• [DATA EXTRACT]
#####
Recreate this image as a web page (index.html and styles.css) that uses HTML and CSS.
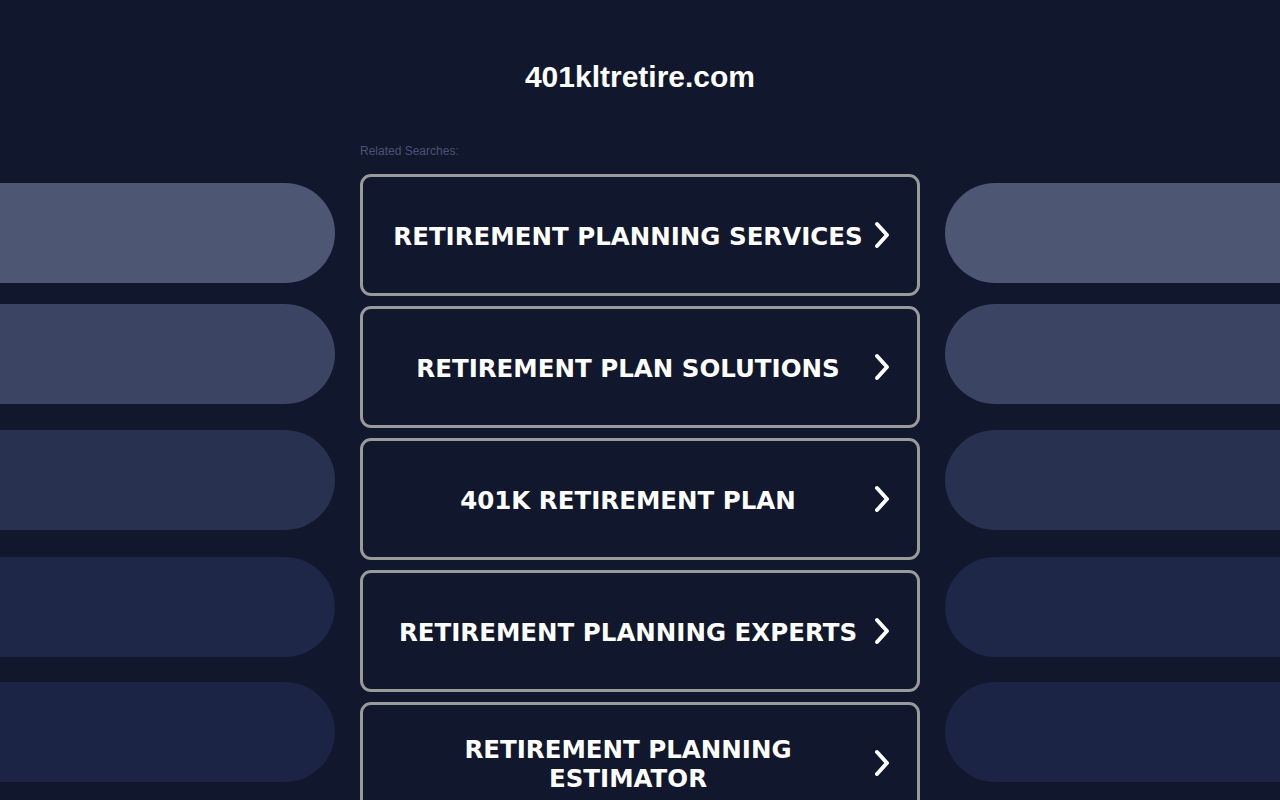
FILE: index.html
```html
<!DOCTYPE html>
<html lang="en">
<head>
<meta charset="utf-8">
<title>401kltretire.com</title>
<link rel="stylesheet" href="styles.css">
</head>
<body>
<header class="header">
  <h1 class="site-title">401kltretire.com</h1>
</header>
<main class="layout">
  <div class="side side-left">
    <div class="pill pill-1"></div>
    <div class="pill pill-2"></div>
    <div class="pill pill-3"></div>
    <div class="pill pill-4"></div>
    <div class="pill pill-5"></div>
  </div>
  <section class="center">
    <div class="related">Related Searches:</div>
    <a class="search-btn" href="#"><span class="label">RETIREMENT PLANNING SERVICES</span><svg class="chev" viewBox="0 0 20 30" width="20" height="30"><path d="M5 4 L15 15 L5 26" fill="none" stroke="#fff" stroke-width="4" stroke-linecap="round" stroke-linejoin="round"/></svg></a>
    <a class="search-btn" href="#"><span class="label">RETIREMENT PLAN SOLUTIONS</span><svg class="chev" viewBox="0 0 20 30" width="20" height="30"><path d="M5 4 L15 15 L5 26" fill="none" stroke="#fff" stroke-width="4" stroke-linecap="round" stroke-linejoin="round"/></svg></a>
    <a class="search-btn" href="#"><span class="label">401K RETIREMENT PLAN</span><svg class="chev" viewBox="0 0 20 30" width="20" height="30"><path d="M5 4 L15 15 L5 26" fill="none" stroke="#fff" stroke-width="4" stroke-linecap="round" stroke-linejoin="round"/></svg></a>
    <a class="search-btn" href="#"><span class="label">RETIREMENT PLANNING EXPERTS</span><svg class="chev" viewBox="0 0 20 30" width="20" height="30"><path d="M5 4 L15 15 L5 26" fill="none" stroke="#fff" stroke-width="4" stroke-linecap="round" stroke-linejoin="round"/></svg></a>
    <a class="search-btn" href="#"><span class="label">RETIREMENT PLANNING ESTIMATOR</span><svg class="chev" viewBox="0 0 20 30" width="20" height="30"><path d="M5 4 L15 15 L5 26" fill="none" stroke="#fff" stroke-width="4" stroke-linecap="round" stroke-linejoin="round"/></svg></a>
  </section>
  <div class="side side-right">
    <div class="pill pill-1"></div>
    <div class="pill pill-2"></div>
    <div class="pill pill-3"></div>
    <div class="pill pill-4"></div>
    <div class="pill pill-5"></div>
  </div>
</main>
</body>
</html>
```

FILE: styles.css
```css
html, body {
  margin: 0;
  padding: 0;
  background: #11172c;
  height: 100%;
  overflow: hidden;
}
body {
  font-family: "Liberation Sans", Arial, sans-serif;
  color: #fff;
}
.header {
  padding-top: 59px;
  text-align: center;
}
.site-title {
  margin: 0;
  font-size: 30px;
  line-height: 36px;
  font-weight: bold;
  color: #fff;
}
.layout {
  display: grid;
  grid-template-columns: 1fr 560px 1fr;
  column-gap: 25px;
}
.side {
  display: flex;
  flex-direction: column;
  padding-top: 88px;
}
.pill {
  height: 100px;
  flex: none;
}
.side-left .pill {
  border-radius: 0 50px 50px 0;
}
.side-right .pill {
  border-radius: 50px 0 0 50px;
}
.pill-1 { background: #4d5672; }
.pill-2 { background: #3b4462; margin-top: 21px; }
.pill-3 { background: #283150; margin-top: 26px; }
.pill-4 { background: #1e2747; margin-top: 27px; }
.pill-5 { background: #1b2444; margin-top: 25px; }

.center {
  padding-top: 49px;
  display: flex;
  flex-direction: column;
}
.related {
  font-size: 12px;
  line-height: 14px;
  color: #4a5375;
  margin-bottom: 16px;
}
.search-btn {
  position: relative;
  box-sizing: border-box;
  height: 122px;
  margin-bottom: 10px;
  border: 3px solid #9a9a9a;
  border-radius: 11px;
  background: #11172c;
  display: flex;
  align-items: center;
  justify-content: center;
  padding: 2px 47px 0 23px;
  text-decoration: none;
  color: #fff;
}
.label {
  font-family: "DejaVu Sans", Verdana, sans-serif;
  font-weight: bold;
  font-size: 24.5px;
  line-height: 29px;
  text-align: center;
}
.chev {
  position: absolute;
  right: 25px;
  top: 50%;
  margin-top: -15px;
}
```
#####
• [GOAL OF THE EXERCISE] Repeat the data above exactly, but not the pictures.

• [ANSWER TO THE EXERCISE]
Recreate this image as a web page (index.html and styles.css) that uses HTML and CSS.
FILE: index.html
```html
<!DOCTYPE html>
<html lang="en">
<head>
<meta charset="utf-8">
<title>401kltretire.com</title>
<link rel="stylesheet" href="styles.css">
</head>
<body>
<header class="header">
  <h1 class="site-title">401kltretire.com</h1>
</header>
<main class="layout">
  <div class="side side-left">
    <div class="pill pill-1"></div>
    <div class="pill pill-2"></div>
    <div class="pill pill-3"></div>
    <div class="pill pill-4"></div>
    <div class="pill pill-5"></div>
  </div>
  <section class="center">
    <div class="related">Related Searches:</div>
    <a class="search-btn" href="#"><span class="label">RETIREMENT PLANNING SERVICES</span><svg class="chev" viewBox="0 0 20 30" width="20" height="30"><path d="M5 4 L15 15 L5 26" fill="none" stroke="#fff" stroke-width="4" stroke-linecap="round" stroke-linejoin="round"/></svg></a>
    <a class="search-btn" href="#"><span class="label">RETIREMENT PLAN SOLUTIONS</span><svg class="chev" viewBox="0 0 20 30" width="20" height="30"><path d="M5 4 L15 15 L5 26" fill="none" stroke="#fff" stroke-width="4" stroke-linecap="round" stroke-linejoin="round"/></svg></a>
    <a class="search-btn" href="#"><span class="label">401K RETIREMENT PLAN</span><svg class="chev" viewBox="0 0 20 30" width="20" height="30"><path d="M5 4 L15 15 L5 26" fill="none" stroke="#fff" stroke-width="4" stroke-linecap="round" stroke-linejoin="round"/></svg></a>
    <a class="search-btn" href="#"><span class="label">RETIREMENT PLANNING EXPERTS</span><svg class="chev" viewBox="0 0 20 30" width="20" height="30"><path d="M5 4 L15 15 L5 26" fill="none" stroke="#fff" stroke-width="4" stroke-linecap="round" stroke-linejoin="round"/></svg></a>
    <a class="search-btn" href="#"><span class="label">RETIREMENT PLANNING ESTIMATOR</span><svg class="chev" viewBox="0 0 20 30" width="20" height="30"><path d="M5 4 L15 15 L5 26" fill="none" stroke="#fff" stroke-width="4" stroke-linecap="round" stroke-linejoin="round"/></svg></a>
  </section>
  <div class="side side-right">
    <div class="pill pill-1"></div>
    <div class="pill pill-2"></div>
    <div class="pill pill-3"></div>
    <div class="pill pill-4"></div>
    <div class="pill pill-5"></div>
  </div>
</main>
</body>
</html>
```

FILE: styles.css
```css
html, body {
  margin: 0;
  padding: 0;
  background: #11172c;
  height: 100%;
  overflow: hidden;
}
body {
  font-family: "Liberation Sans", Arial, sans-serif;
  color: #fff;
}
.header {
  padding-top: 59px;
  text-align: center;
}
.site-title {
  margin: 0;
  font-size: 30px;
  line-height: 36px;
  font-weight: bold;
  color: #fff;
}
.layout {
  display: grid;
  grid-template-columns: 1fr 560px 1fr;
  column-gap: 25px;
}
.side {
  display: flex;
  flex-direction: column;
  padding-top: 88px;
}
.pill {
  height: 100px;
  flex: none;
}
.side-left .pill {
  border-radius: 0 50px 50px 0;
}
.side-right .pill {
  border-radius: 50px 0 0 50px;
}
.pill-1 { background: #4d5672; }
.pill-2 { background: #3b4462; margin-top: 21px; }
.pill-3 { background: #283150; margin-top: 26px; }
.pill-4 { background: #1e2747; margin-top: 27px; }
.pill-5 { background: #1b2444; margin-top: 25px; }

.center {
  padding-top: 49px;
  display: flex;
  flex-direction: column;
}
.related {
  font-size: 12px;
  line-height: 14px;
  color: #4a5375;
  margin-bottom: 16px;
}
.search-btn {
  position: relative;
  box-sizing: border-box;
  height: 122px;
  margin-bottom: 10px;
  border: 3px solid #9a9a9a;
  border-radius: 11px;
  background: #11172c;
  display: flex;
  align-items: center;
  justify-content: center;
  padding: 2px 47px 0 23px;
  text-decoration: none;
  color: #fff;
}
.label {
  font-family: "DejaVu Sans", Verdana, sans-serif;
  font-weight: bold;
  font-size: 24.5px;
  line-height: 29px;
  text-align: center;
}
.chev {
  position: absolute;
  right: 25px;
  top: 50%;
  margin-top: -15px;
}
```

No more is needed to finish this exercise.